No longer do they have to worry about hardware lifecycle management and capital expenses. More importantly, as this group moves away from wholesale and retail colocation providers, there is a significant reduction in vendor management (IT equipment, carriers, and data center providers) and the associated overhead related to running a 24/7 team. This market segment is now relying upon managed hosting firms to consolidate vendors and round out their need for expertise across IT specializations — all resulting in a more easily managed profit and loss statement and allowing more time to focus on core competencies.
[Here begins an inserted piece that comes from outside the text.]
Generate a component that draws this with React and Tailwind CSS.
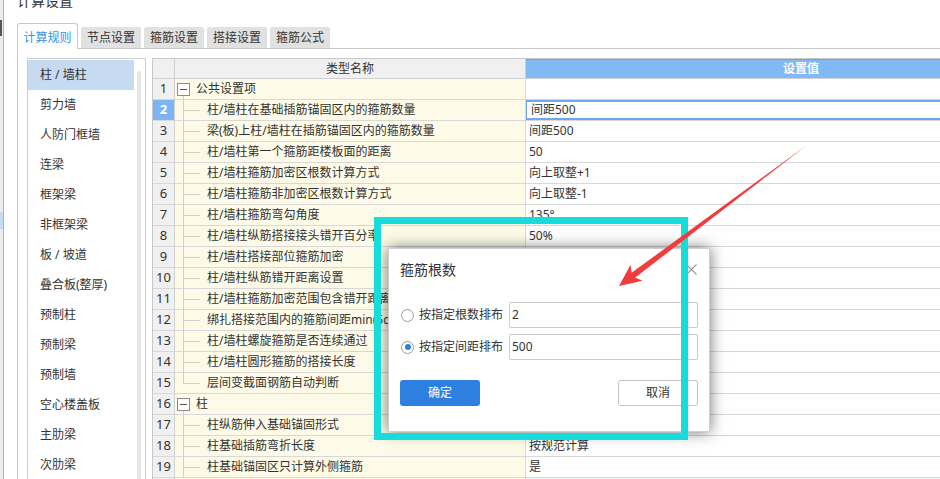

Three Reasons to Engage a Managed Services Provider in Downtimes
A managed services provider helps any organization, large or small, focus on their core IT applications so that they can drive value to their overall business operations. The following are three reasons to guide your decision to venture down the co-sourcing path with a managed services provider by your side:
- Consider managed hosting as a great cost reduction tool to optimize cash resources around technology investments and trim labor costs
- Access the pool of IT experts as needed without having to employ them full time under your roof
- Know that your high availability applications are in good hands — sleep at night knowing your managed services partner is on the job 24/7 and taking full responsibility for keeping them up and running
While turnover and staff reductions cause many changes within an organization, the managed services provider remains a consistent, trusted partner that can be counted on around the clock.